Lithuanian mythology

Giltinė in Lithuanian mythology

Giltinė is the Lithuanian goddess of death and a personification of death: in folklore she is a threatening, often blind being who kills by touch or with a poisonous tongue. Her name is linked with words for stinging and yellow, and her counterpart is Laima, the goddess of life.

Type

Goddess

Domain

Death, the end of life, illness, fate

Source status

folkloric

Names and variants

Giltinėlė, Death

Who is Giltinė in Lithuanian mythology?

Giltinė is the goddess of death or the personification of death: the being who comes to take a person's life. In Lithuanian folklore she is one of the clearest images of death itself, embodying the boundary at the end of life.

Unlike vėlės, the souls of the dead, or Velnias, Giltinė is not a dead person's soul or an underworld spirit. She is death itself, carrying out her unavoidable work. For that reason her image in Lithuanian culture is closely tied to fate, illness, and the limit of a person's lifespan.

Giltinė's name and origin

Giltinė's name is linked with the Lithuanian verb gelti, to sting or hurt, with the color geltonas, yellow, and with the word giltis. These associations reveal the image of death: Giltinė kills by a sting, poison, or touch, while yellow in tradition is associated with sickness and death.

In folklore Giltinė is often imagined as a tall, thin, pale woman in white clothing, sometimes blind. People believed she killed by licking or touching a person with her poisonous tongue, so death was imagined as a direct, physical contact.

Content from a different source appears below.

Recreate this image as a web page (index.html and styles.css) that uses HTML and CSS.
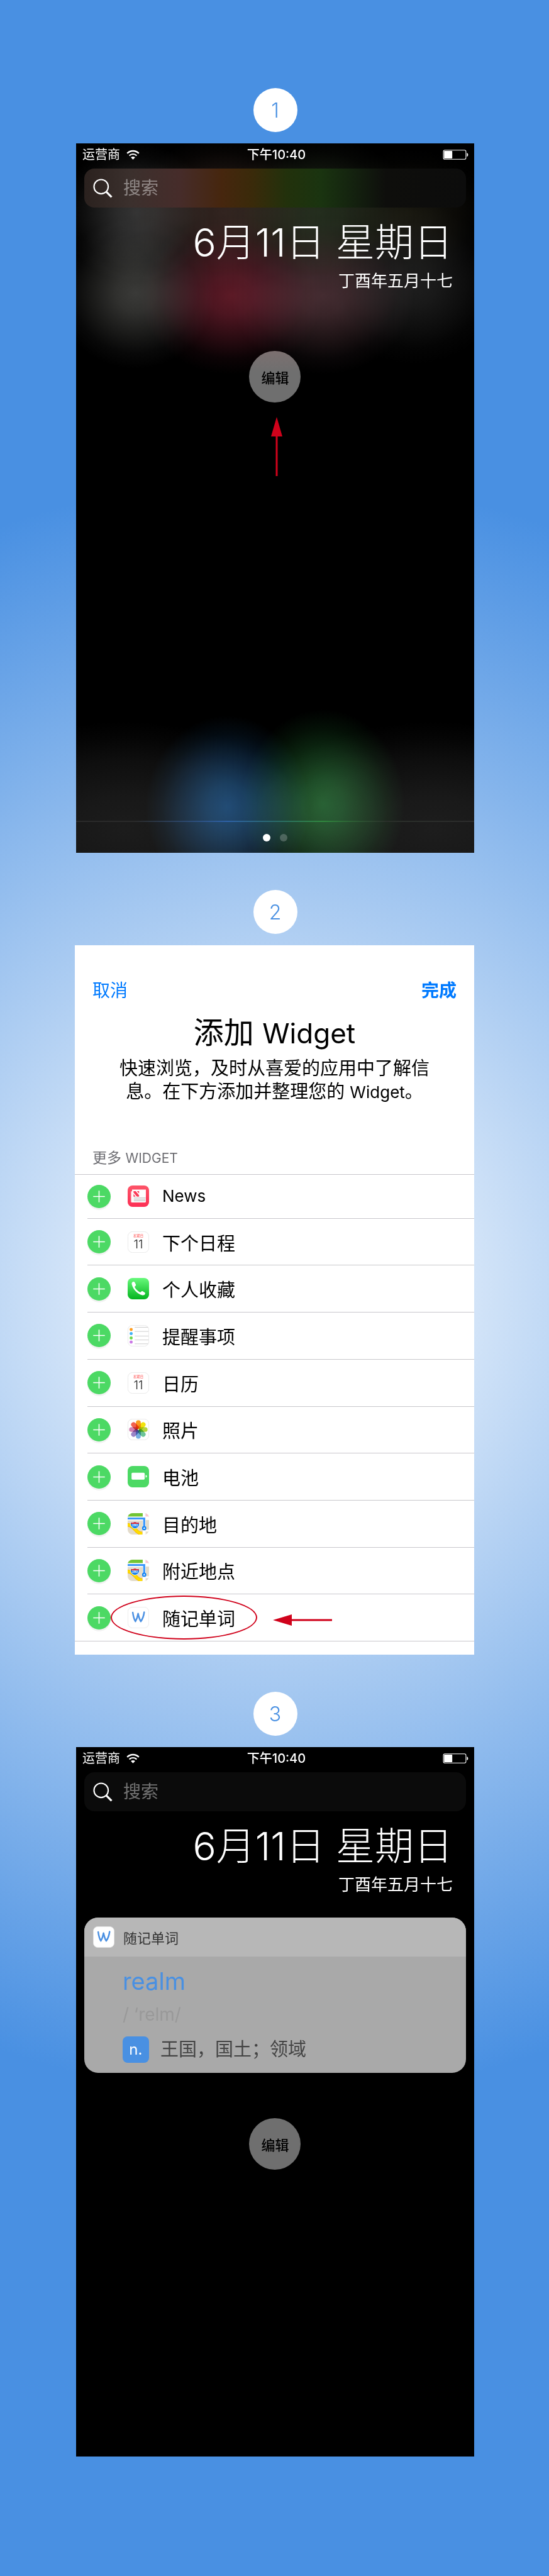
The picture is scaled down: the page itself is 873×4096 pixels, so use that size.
FILE: index.html
```html
<!DOCTYPE html>
<html lang="zh-CN">
<head>
<meta charset="utf-8">
<meta name="viewport" content="width=device-width, initial-scale=1">
<title>添加 Widget</title>
<link rel="stylesheet" href="styles.css">
</head>
<body>
<svg class="sprite" aria-hidden="true">
  <defs>
    <linearGradient id="g-news" x1="0" y1="0" x2="0" y2="1"><stop offset="0" stop-color="#fd5468"/><stop offset="1" stop-color="#fc2f55"/></linearGradient>
    <linearGradient id="g-phone" x1="0" y1="0" x2="0" y2="1"><stop offset="0" stop-color="#68f97c"/><stop offset="1" stop-color="#04b41f"/></linearGradient>
    <clipPath id="c-app"><rect width="44" height="44" rx="10"/></clipPath>
  </defs>
  <symbol id="wifi" viewBox="0 0 27 20">
    <path d="M1.6 7.2a16.8 16.8 0 0 1 23.8 0" fill="none" stroke="#fff" stroke-width="3"/>
    <path d="M6 11.8a10.6 10.6 0 0 1 15 0" fill="none" stroke="#fff" stroke-width="2.8"/>
    <path d="M9.2 15.6a6 6 0 0 1 8.6 0L13.5 20z" fill="#fff"/>
  </symbol>
  <symbol id="battery" viewBox="0 0 53 21">
    <rect x="1" y="1" width="47" height="19" rx="3" fill="none" stroke="#fff" stroke-width="1.4"/>
    <rect x="2.5" y="2.5" width="17" height="16" rx="1" fill="#fff"/>
    <path d="M50 6.5c3.400 1 3.400 7 0 8z" fill="#fff"/>
  </symbol>
  <symbol id="search" viewBox="0 0 40 40">
    <circle cx="16.500" cy="16.500" r="14.600" fill="none" stroke="#fff" stroke-width="2.800"/>
    <path d="M27 27l11 11" stroke="#fff" stroke-width="4"/>
  </symbol>
  <symbol id="plus" viewBox="0 0 48 48">
    <path d="M12 24h24M24 12v24" stroke="#fff" stroke-width="2"/>
  </symbol>
  <symbol id="word" viewBox="0 0 44 44">
    <rect x=".5" y=".5" width="43" height="43" rx="9.500" fill="#fff" stroke="#e6e6e6"/>
    <path d="M10.500 11.500c1 7 3 14.500 5.500 18.500c2.500-4 4.500-10 5.500-16c1.500 7 3 12 5.500 16c3-4 6-11 7-19" fill="none" stroke="#4a90e2" stroke-width="3.200" stroke-linecap="round" stroke-linejoin="round"/>
  </symbol>
  <symbol id="news" viewBox="0 0 44 44">
    <rect width="44" height="44" rx="10" fill="url(#g-news)"/>
    <path d="M6.500 12h4v23h-2a2 2 0 0 1-2-2z" fill="#fbd3d8"/>
    <path d="M9 8.500h28.500v24.500a2 2 0 0 1-2 2H9z" fill="#fff"/>
    <path d="M12 11.500h4.500l7 8.500v3H19l-7-8.500zM12 17.500l4.500 5.500H12zM19 11.500h4.500v5z" fill="#fb3b58"/>
    <path d="M26 25.500h11M12.500 25.500h24M12.500 28.500h24M12.500 31.500h24" stroke="#bfbfbf" stroke-width="1.500"/>
  </symbol>
  <symbol id="sheet" viewBox="0 0 44 44">
    <rect x=".5" y=".5" width="43" height="43" rx="9.500" fill="#fff" stroke="#e2e2e2"/>
  </symbol>
  <symbol id="phone" viewBox="0 0 44 44">
    <rect width="44" height="44" rx="10" fill="url(#g-phone)"/>
    <path d="M8.500 13c-.6-2.500.8-4.500 3-5.200c1.500-.5 2.500.2 3.300 1.700l2 4c.8 1.700-.3 2.600-1.700 3.800c-.8.700-.7 1.600 0 2.700c2 3.400 5.500 6.800 9.500 9c1.200.6 2 .6 2.700-.3c1.200-1.500 2.200-2.200 3.900-1.100l3.500 2.200c1.500 1 1.800 2 1.100 3.300c-1.300 2.500-3.600 3-6.500 2.200C19.500 32.500 11 23.500 8.500 13z" fill="#fff"/>
  </symbol>
  <symbol id="reminders" viewBox="0 0 44 44">
    <rect x=".5" y=".5" width="43" height="43" rx="9.500" fill="#fff" stroke="#e2e2e2"/>
    <path d="M14.500 4.500H42M14.500 13H43M14.500 22.500H43M14.500 30.500H43M14.500 38.500H42" stroke="#cbcbcb" stroke-width="1.200"/>
    <circle cx="7.200" cy="9" r="3.200" fill="#ff9d1e"/><circle cx="7.200" cy="17.500" r="3.200" fill="#3fb0f5"/>
    <circle cx="7.200" cy="26.500" r="3.200" fill="#6bd84a"/><circle cx="7.200" cy="35" r="3.200" fill="#cb78e6"/>
  </symbol>
  <symbol id="photos" viewBox="0 0 44 44">
    <rect x=".5" y=".5" width="43" height="43" rx="9.500" fill="#fff" stroke="#e2e2e2"/>
    <g class="petals">
      <rect x="17" y="3" width="10" height="18" rx="5" fill="#f99b20"/>
      <rect x="17" y="3" width="10" height="18" rx="5" fill="#f2e30c" transform="rotate(45 22 22)"/>
      <rect x="17" y="3" width="10" height="18" rx="5" fill="#b5d53c" transform="rotate(90 22 22)"/>
      <rect x="17" y="3" width="10" height="18" rx="5" fill="#6cc498" transform="rotate(135 22 22)"/>
      <rect x="17" y="3" width="10" height="18" rx="5" fill="#76aee0" transform="rotate(180 22 22)"/>
      <rect x="17" y="3" width="10" height="18" rx="5" fill="#9a84c6" transform="rotate(225 22 22)"/>
      <rect x="17" y="3" width="10" height="18" rx="5" fill="#d183b3" transform="rotate(270 22 22)"/>
      <rect x="17" y="3" width="10" height="18" rx="5" fill="#f2624f" transform="rotate(315 22 22)"/>
    </g>
  </symbol>
  <symbol id="power" viewBox="0 0 44 44">
    <rect width="44" height="44" rx="10" fill="#4cd964"/>
    <rect x="8" y="14" width="27" height="14" rx="2" fill="#fff"/>
    <path d="M37 18.500c3.500.5 3.500 5 0 5.500z" fill="#fff"/>
  </symbol>
  <symbol id="maps" viewBox="0 0 44 44">
    <g clip-path="url(#c-app)">
      <rect width="44" height="44" fill="#e3dccb"/>
      <rect width="32" height="8" fill="#72c536"/>
      <rect x="31" width="6" height="44" fill="#fff"/>
      <rect y="7" width="37" height="8" fill="#fff"/>
      <rect x="37" width="7" height="7" fill="#fac6d2"/>
      <rect x="37" y="7" width="7" height="7" fill="#fff"/>
      <rect x="37" y="34" width="7" height="4" fill="#fff"/>
      <path d="M-1 24c8 0 12 4 16 9c4 5 8 9 15 9" fill="none" stroke="#f5b400" stroke-width="7.500"/>
      <path d="M-1 24c8 0 12 4 16 9c4 5 8 9 15 9" fill="none" stroke="#ffdc00" stroke-width="5.500"/>
      <path d="M0 11h34v20" fill="none" stroke="#3b97fb" stroke-width="4.200"/>
      <circle cx="34" cy="31" r="4.400" fill="#1183f5"/>
      <path d="M34 28l1.800 4.500h-3.600z" fill="#fff"/>
      <path d="M6.500 18.500c3 1.200 5 .4 8.500-.8c3.500 1.200 5.500 2 8.500.8c1.800 7-1.500 12-8.500 13.300C8 30.500 4.700 25.500 6.500 18.500z" fill="#147ef0" stroke="#fff"/>
      <path d="M7 19c3 1 5 .2 8-.8c3 1 5 1.800 8 .8l.4 3H6.600z" fill="#d8303c"/>
    </g>
  </symbol>
</svg>

<main class="guide">
  <span class="step">1</span>
  <section class="phone phone-glow">
    <header class="status">
      <span class="carrier">运营商 <svg class="wifi"><use href="#wifi"/></svg></span>
      <time>下午10:40</time>
      <svg class="battery"><use href="#battery"/></svg>
    </header>
    <label class="search">
      <svg><use href="#search"/></svg>
      <input type="search" placeholder="搜索" aria-label="搜索">
    </label>
    <h2 class="date">6月11日 星期日</h2>
    <p class="lunar">丁酉年五月十七</p>
    <button class="edit" type="button">编辑</button>
    <svg class="arrow-up" viewBox="0 0 18 94" aria-hidden="true"><path d="M9 0l9 31h-7.500v63h-3V31H0z" fill="#d0021b"/></svg>
    <footer class="pager"><span class="dot dot-on"></span><span class="dot"></span></footer>
  </section>

  <span class="step">2</span>
  <section class="panel">
    <div class="bar">
      <button class="link" type="button">取消</button>
      <button class="link link-strong" type="button">完成</button>
    </div>
    <h1 class="title">添加 <span class="latin">Widget</span></h1>
    <p class="intro">快速浏览，及时从喜爱的应用中了解信<br>息。在下方添加并整理您的 <span class="latin">Widget</span>。</p>
    <h2 class="group">更多 <span class="latin">WIDGET</span></h2>
    <ul class="list">
      <li class="row"><button class="add" type="button" aria-label="添加 News"><svg><use href="#plus"/></svg></button><svg class="app"><use href="#news"/></svg><span class="latin">News</span></li>
      <li class="row"><button class="add" type="button" aria-label="添加下个日程"><svg><use href="#plus"/></svg></button><svg class="app" viewBox="0 0 44 44"><use href="#sheet"/><text class="cal-week" x="22" y="12" text-anchor="middle">星期日</text><text class="cal-day" x="22" y="35" text-anchor="middle">11</text></svg><span>下个日程</span></li>
      <li class="row"><button class="add" type="button" aria-label="添加个人收藏"><svg><use href="#plus"/></svg></button><svg class="app"><use href="#phone"/></svg><span>个人收藏</span></li>
      <li class="row"><button class="add" type="button" aria-label="添加提醒事项"><svg><use href="#plus"/></svg></button><svg class="app"><use href="#reminders"/></svg><span>提醒事项</span></li>
      <li class="row"><button class="add" type="button" aria-label="添加日历"><svg><use href="#plus"/></svg></button><svg class="app" viewBox="0 0 44 44"><use href="#sheet"/><text class="cal-week" x="22" y="12" text-anchor="middle">星期日</text><text class="cal-day" x="22" y="35" text-anchor="middle">11</text></svg><span>日历</span></li>
      <li class="row"><button class="add" type="button" aria-label="添加照片"><svg><use href="#plus"/></svg></button><svg class="app"><use href="#photos"/></svg><span>照片</span></li>
      <li class="row"><button class="add" type="button" aria-label="添加电池"><svg><use href="#plus"/></svg></button><svg class="app"><use href="#power"/></svg><span>电池</span></li>
      <li class="row"><button class="add" type="button" aria-label="添加目的地"><svg><use href="#plus"/></svg></button><svg class="app" viewBox="0 0 44 44"><use href="#maps"/><text class="route" x="15" y="27" text-anchor="middle">280</text></svg><span>目的地</span></li>
      <li class="row"><button class="add" type="button" aria-label="添加附近地点"><svg><use href="#plus"/></svg></button><svg class="app" viewBox="0 0 44 44"><use href="#maps"/><text class="route" x="15" y="27" text-anchor="middle">280</text></svg><span>附近地点</span></li>
      <li class="row"><button class="add" type="button" aria-label="添加随记单词"><svg><use href="#plus"/></svg></button><svg class="app"><use href="#word"/></svg><span>随记单词</span>
        <span class="ring"></span>
        <svg class="arrow-left" viewBox="0 0 94 18" aria-hidden="true"><path d="M0 9l30-9v7.500h64v3H30V18z" fill="#d0021b"/></svg>
      </li>
    </ul>
  </section>

  <span class="step">3</span>
  <section class="phone">
    <header class="status">
      <span class="carrier">运营商 <svg class="wifi"><use href="#wifi"/></svg></span>
      <time>下午10:40</time>
      <svg class="battery"><use href="#battery"/></svg>
    </header>
    <label class="search">
      <svg><use href="#search"/></svg>
      <input type="search" placeholder="搜索" aria-label="搜索">
    </label>
    <h2 class="date">6月11日 星期日</h2>
    <p class="lunar">丁酉年五月十七</p>
    <article class="card">
      <header class="card-head"><svg class="app"><use href="#word"/></svg><span>随记单词</span></header>
      <div class="card-body">
        <h3 class="word">realm</h3>
        <p class="sound">/ ‘relm/</p>
        <p class="sense"><span class="pos">n.</span><span>王国，国土；领域</span></p>
      </div>
    </article>
    <button class="edit" type="button">编辑</button>
  </section>
</main>
</body>
</html>
```
FILE: styles.css
```css
* { box-sizing: border-box; }

body {
  margin: 0;
  font-family: Inter, "Noto Sans CJK SC", sans-serif;
  background: #4990e2 radial-gradient(circle 1288px at 50% 50%, #fff, #4990e2);
}

h1, h2, h3, p, ul { margin: 0; padding: 0; font-weight: 400; }
button, input { font-family: inherit; border: 0; padding: 0; background: none; }
svg { display: block; flex: none; }
.sprite { position: absolute; width: 0; height: 0; }

.cal-week { font-size: 7px; fill: #ff4d4d; }
.cal-day { font-size: 25px; font-weight: 300; fill: #222; }
.route { font-size: 6px; font-weight: 700; fill: #fff; }
.petals rect { mix-blend-mode: multiply; }

.guide {
  display: flex;
  flex-direction: column;
  align-items: center;
  padding: 140px 0 190px 2px;
}

.step {
  display: grid;
  place-items: center;
  width: 70px;
  height: 70px;
  margin-bottom: 18px;
  border-radius: 50%;
  background: #fff;
  color: #4990e2;
  font-size: 32px;
  font-weight: 300;
}

.phone, .panel {
  display: flex;
  flex-direction: column;
  width: 72.7%;
  min-height: 1128px;
}
.phone { background: #000; color: #fff; padding: 0 13px; }
.phone + .step, .panel + .step { margin-top: 59px; }

.phone-glow {
  background-color: #000;
  background-blend-mode: screen;
  background-image:
    radial-gradient(120px 110px at 15% 110px, #333, #2a2a2a 25%, #151515 58%, #070707 80%, #000),
    radial-gradient(125px 120px at 15% 238px, #3a3a38, #30302e 25%, #181817 58%, #080808 80%, #000),
    radial-gradient(145px 125px at 39% 242px, #5c1a26, #4c1520 25%, #260a10 58%, #0c0305 80%, #000),
    radial-gradient(145px 125px at 62% 242px, #442c31, #382428 25%, #1c1214 58%, #090607 80%, #000),
    radial-gradient(140px 125px at 85% 225px, #1e1e1e, #191919 25%, #0d0d0d 58%, #040404 80%, #000),
    radial-gradient(150px 120px at 37% 110px, #322420, #2a1e1a 25%, #150f0d 58%, #070504 80%, #000),
    radial-gradient(150px 120px at 61% 110px, #242e1e, #1e2619 25%, #0f130c 58%, #050604 80%, #000),
    radial-gradient(130px 100px at 84% 110px, #17160e, #13120c 25%, #0a0906 58%, #030302 80%, #000),
    radial-gradient(300px 170px at 12% 1090px, #1c1c1c, #181818 30%, #0e0e0e 65%, #050505 85%, #000),
    radial-gradient(300px 170px at 90% 1090px, #1d1d1d, #191919 30%, #0e0e0e 65%, #050505 85%, #000),
    radial-gradient(130px 145px at 38% 1055px, #13406c, #103558 25%, #091c2f 58%, #030b12 80%, #000),
    radial-gradient(130px 150px at 62% 1050px, #1c5828, #174821 25%, #0c2711 58%, #041006 80%, #000);
}

.status {
  display: grid;
  grid-template-columns: 1fr auto 1fr;
  align-items: center;
  height: 40px;
  padding-bottom: 5px;
  margin-right: -4px;
  font-size: 20px;
  line-height: 24px;
}
.status time { font-weight: 500; }
.carrier { display: flex; align-items: center; gap: 10px; margin-left: -3px; }
.wifi { width: 21px; height: 16px; }
.battery { width: 41px; height: 16px; justify-self: end; }

.search {
  display: flex;
  align-items: center;
  gap: 17px;
  height: 62px;
  padding: 0 14px;
  border-radius: 16px;
  background: #0b0b0b;
}
.phone-glow .search {
  background: linear-gradient(90deg, #2a211e, #3b302d 12%, #462c2a 25%, #46260e 36%, #3a2a0a 44%, #22310c 53%, #1a3410 62%, #14230f 70%, #0e0e0c 79%, #0c0c0c);
}
.search svg { width: 31px; height: 31px; }
.search input {
  flex: 1;
  min-width: 0;
  height: 100%;
  color: #fff;
  font-size: 28px;
  outline: 0;
}
.search input::placeholder { color: rgba(255, 255, 255, .42); opacity: 1; }

.date {
  margin: 20px 21px 0 0;
  font-size: 62px;
  font-weight: 300;
  line-height: 72px;
  text-align: right;
}
.lunar {
  margin: 9px 21px 0 0;
  font-size: 26px;
  line-height: 32px;
  text-align: right;
}

.edit {
  align-self: center;
  width: 82px;
  height: 82px;
  border-radius: 50%;
  background: #6f6f6f;
  color: #000;
  font-size: 22px;
  font-weight: 500;
}
.lunar + .edit { margin-top: 95px; background: linear-gradient(#7c7070, #6f6f6f 40%); }
.card + .edit { margin-top: 72px; }

.arrow-up { align-self: center; width: 18px; height: 94px; margin: 23px 0 0 5px; }

.pager {
  display: flex;
  justify-content: center;
  align-items: center;
  gap: 15px;
  height: 51px;
  margin: auto -13px 0;
  border-top: 2px solid;
  border-image: linear-gradient(90deg, #2a2a2a 15%, #2e62a8 38%, #2a6a6a 50%, #30883e 62%, #2a2f2a 78%, #2c2c2c) 1;
}
.dot { width: 12px; height: 12px; border-radius: 50%; background: rgba(255, 255, 255, .22); }
.dot-on { background: #fff; }

.panel {
  width: 72.9%;
  margin-right: 2px;
  padding-bottom: 21px;
  background: #fff;
  color: #000;
  font-size: 29px;
}
.bar { display: flex; justify-content: space-between; padding: 53px 28px 0; }
.link { color: #007aff; font-size: 28px; line-height: 38px; }
.link-strong { font-weight: 700; }
.latin { font-size: 26px; line-height: 1; }
.title { margin-top: 18px; font-size: 48px; line-height: 60px; text-align: center; }
.title .latin { font-size: 44px; }
.intro { margin-top: 8px; line-height: 37px; text-align: center; }
.group { margin: 72px 28px 11px; color: #6d6d72; font-size: 23px; line-height: 30px; }
.group .latin { font-size: 21px; }

.list {
  flex: 1;
  display: flex;
  flex-direction: column;
  list-style: none;
  border-top: 1px solid #c8c7cc;
  border-bottom: 1px solid #c8c7cc;
}
.row {
  position: relative;
  flex: 1;
  display: flex;
  align-items: center;
  margin-left: 20px;
}
.row + .row { border-top: 1px solid #c8c7cc; }
.add {
  width: 37px;
  height: 37px;
  margin-right: 27px;
  border-radius: 50%;
  background: #4cd964;
  box-shadow: 0 3px 0 #f2f2f2;
}
.add svg { width: 37px; height: 37px; }
.app { width: 34px; height: 34px; }
.row .app { margin-right: 21px; }

.ring {
  position: absolute;
  left: 37px;
  top: 2px;
  width: 233px;
  height: 70px;
  border: 2px solid #d0021b;
  border-radius: 50%;
}
.arrow-left { position: absolute; left: 295px; top: 32px; width: 94px; height: 18px; }

.card { margin-top: 36px; border-radius: 22px; overflow: hidden; background: #a9a9a9; }
.card-head {
  display: flex;
  align-items: center;
  gap: 14px;
  height: 62px;
  padding: 0 14px;
  background: #b7b7b7;
  color: #333;
  font-size: 22px;
}
.card-body { padding: 14px 14px 16px 61px; }
.word { color: #4990e2; font-size: 38px; line-height: 50px; }
.sound { margin-top: 8px; color: #999; font-size: 28px; line-height: 40px; }
.sense { display: flex; align-items: center; gap: 18px; margin-top: 15px; color: #444; font-size: 29px; line-height: 42px; }
.pos {
  width: 42px;
  height: 42px;
  border-radius: 8px;
  background: #4990e2;
  color: #fff;
  font-size: 24px;
  text-align: center;
}
```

Giltinė and Laima: the beginning and end of life

Researchers often set Giltinė beside Laima, the goddess of fate and birth, as her opposite. Laima determines a person's lot at birth, while Giltinė comes to bring it to an end. Together the two goddesses cover the whole arc of life from birth to death.

This pair shows that death in the Lithuanian worldview was not simply an accident. The span of life was understood as an allotted portion: one goddess determines it, and the other carries it out. To die at the right time meant to reach the end of one's allotted fate.

Giltinė in legends and tales

Lithuanian narratives often include the international tale type of Giltinė as a godmother. She shows a doctor whether she is standing by a sick person's head or feet, revealing whether the person will recover or die. Such stories make death into a concrete being who can bargain with humans.

In other plots a person tries to trick or trap Giltinė in order to delay death, but in the end she cannot be avoided. These stories express the same idea: one may speak with Giltinė, but her work cannot be abolished.

Giltinė and later death iconography

In Western Christian iconography, from the late Middle Ages onward, death was depicted as a human skeleton with a scythe and hourglass, especially in fifteenth-century danse macabre scenes, whose spread is often connected with plague epidemics.

This image of the skeleton with a scythe later merged with the Lithuanian Giltinė, so today she is often imagined that way. Still, the older Lithuanian image, a pale woman with a poisonous tongue, is more distinctive and closer to local tradition.

Giltinė today

Giltinė's image helps explain how Lithuanians gave meaning to death: not as chaos, but as the end of an allotted fate, with its own being, rules, and stories. Through her it is easier to read Vėlinės, funeral customs, and death symbolism in folklore.

Giltinė should be read carefully: some of her traits belong to old folklore, while others come from later Western iconography. But the central image, death as a separate, unavoidable being connected with Laima, remains a strong element of Lithuanian mythology.